Objective
Scan the material below for the string "table", and copy every line where it shows up.

Information provided
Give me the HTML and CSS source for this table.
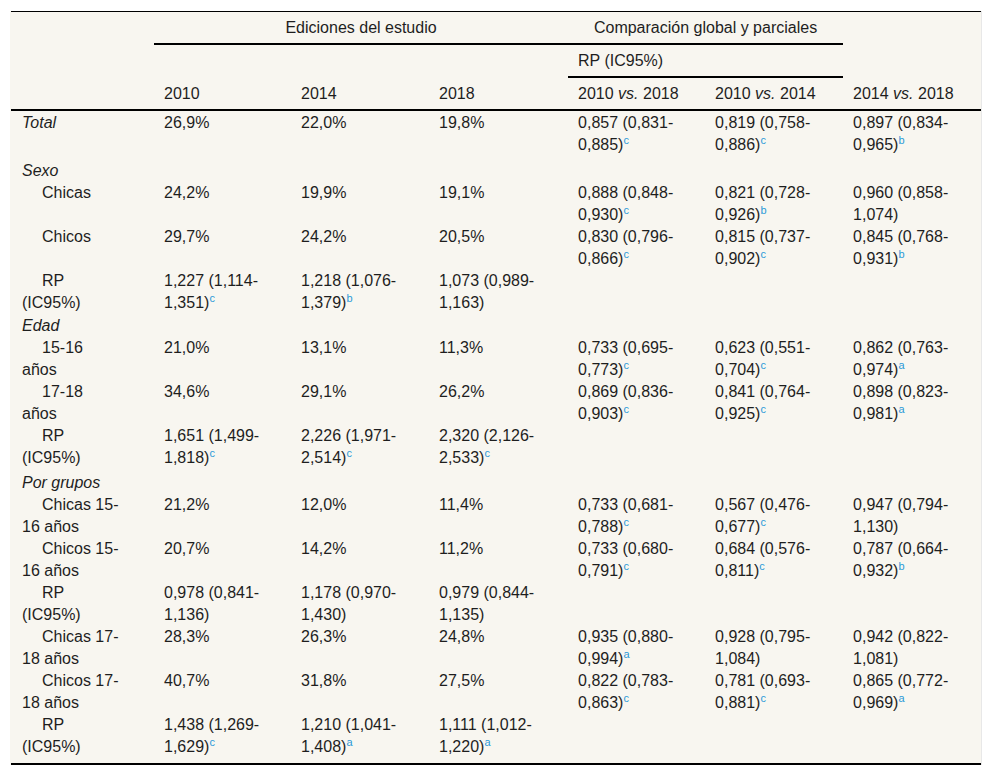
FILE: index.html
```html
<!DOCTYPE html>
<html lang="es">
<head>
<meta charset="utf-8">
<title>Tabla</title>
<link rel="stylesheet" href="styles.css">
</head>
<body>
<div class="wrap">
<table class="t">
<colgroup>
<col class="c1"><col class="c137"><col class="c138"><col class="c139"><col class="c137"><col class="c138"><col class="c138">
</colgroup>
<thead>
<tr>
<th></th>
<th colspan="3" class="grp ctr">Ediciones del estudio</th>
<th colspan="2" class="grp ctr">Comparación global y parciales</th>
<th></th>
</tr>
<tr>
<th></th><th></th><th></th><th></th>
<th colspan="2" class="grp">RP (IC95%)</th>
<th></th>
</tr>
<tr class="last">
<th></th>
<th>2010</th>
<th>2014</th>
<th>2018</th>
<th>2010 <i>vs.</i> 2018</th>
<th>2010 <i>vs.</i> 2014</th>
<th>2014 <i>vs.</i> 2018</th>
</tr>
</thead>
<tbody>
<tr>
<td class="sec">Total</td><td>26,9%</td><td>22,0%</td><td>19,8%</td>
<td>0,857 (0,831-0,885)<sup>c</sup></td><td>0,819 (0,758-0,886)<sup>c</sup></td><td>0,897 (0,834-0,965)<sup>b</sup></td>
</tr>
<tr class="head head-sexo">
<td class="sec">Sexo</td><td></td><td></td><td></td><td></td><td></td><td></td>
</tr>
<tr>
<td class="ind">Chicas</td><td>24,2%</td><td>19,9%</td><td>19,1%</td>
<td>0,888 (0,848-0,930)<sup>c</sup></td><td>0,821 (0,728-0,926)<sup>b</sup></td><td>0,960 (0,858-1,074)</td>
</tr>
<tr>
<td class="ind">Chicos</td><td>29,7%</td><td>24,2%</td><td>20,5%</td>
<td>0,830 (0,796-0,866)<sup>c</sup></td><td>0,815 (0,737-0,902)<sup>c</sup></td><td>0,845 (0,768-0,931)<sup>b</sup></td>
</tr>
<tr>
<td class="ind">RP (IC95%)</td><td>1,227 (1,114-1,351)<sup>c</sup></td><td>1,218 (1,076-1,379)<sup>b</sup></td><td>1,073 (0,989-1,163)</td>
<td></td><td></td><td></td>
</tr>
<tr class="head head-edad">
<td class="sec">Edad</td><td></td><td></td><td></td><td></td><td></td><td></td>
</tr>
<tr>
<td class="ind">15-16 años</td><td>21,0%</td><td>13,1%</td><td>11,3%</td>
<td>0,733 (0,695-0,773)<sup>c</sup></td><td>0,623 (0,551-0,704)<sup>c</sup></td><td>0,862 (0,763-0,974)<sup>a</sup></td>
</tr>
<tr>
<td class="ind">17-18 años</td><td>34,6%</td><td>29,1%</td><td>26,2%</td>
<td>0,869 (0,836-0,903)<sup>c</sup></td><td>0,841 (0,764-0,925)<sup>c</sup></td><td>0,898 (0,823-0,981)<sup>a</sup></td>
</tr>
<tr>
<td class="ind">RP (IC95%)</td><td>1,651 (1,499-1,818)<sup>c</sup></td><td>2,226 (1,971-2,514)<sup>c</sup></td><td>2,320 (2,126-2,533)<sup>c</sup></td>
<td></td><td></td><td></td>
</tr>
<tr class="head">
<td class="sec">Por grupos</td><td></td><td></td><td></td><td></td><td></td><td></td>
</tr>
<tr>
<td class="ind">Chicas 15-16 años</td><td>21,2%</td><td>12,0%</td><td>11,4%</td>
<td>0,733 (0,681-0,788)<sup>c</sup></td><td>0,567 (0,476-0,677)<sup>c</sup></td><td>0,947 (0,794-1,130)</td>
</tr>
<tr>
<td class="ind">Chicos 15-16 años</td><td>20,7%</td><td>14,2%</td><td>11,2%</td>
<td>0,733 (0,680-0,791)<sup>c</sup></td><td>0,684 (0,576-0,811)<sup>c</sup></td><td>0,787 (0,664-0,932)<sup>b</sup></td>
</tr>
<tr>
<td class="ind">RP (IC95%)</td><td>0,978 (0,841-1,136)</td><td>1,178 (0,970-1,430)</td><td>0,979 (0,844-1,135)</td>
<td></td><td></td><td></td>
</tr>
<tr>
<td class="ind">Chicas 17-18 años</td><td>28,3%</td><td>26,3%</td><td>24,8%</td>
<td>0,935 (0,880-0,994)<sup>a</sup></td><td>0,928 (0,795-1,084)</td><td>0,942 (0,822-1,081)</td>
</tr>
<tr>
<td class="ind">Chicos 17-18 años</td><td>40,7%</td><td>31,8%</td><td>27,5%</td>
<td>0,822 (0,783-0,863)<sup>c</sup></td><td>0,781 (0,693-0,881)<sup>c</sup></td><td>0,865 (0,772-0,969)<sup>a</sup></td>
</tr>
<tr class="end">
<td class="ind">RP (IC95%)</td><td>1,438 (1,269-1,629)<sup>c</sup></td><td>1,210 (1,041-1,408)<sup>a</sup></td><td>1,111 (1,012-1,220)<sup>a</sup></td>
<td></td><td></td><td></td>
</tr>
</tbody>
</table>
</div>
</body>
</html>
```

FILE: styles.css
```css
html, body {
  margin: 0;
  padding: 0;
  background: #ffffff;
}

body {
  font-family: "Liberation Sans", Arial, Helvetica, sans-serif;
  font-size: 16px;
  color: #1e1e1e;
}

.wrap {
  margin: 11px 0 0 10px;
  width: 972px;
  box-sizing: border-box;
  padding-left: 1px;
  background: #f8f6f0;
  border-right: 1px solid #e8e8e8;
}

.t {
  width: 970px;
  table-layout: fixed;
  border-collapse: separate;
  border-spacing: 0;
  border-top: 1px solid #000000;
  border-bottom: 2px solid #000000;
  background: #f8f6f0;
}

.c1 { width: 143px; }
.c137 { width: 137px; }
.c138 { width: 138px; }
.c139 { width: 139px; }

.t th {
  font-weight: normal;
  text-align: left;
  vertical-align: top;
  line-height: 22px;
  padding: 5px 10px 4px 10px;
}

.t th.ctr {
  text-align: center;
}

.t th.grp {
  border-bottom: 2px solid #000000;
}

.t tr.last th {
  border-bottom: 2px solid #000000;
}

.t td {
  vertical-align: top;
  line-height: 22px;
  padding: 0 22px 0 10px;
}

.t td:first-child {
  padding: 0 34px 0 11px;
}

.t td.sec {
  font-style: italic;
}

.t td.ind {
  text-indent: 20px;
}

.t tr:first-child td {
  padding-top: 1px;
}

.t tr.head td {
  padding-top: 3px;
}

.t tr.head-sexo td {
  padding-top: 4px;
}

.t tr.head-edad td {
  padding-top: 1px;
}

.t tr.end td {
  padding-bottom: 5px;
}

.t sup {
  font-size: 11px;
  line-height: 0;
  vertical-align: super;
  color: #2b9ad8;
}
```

Result of this exercise
Give me the HTML and CSS source for this table.
<table class="t">
</table>
  table-layout: fixed;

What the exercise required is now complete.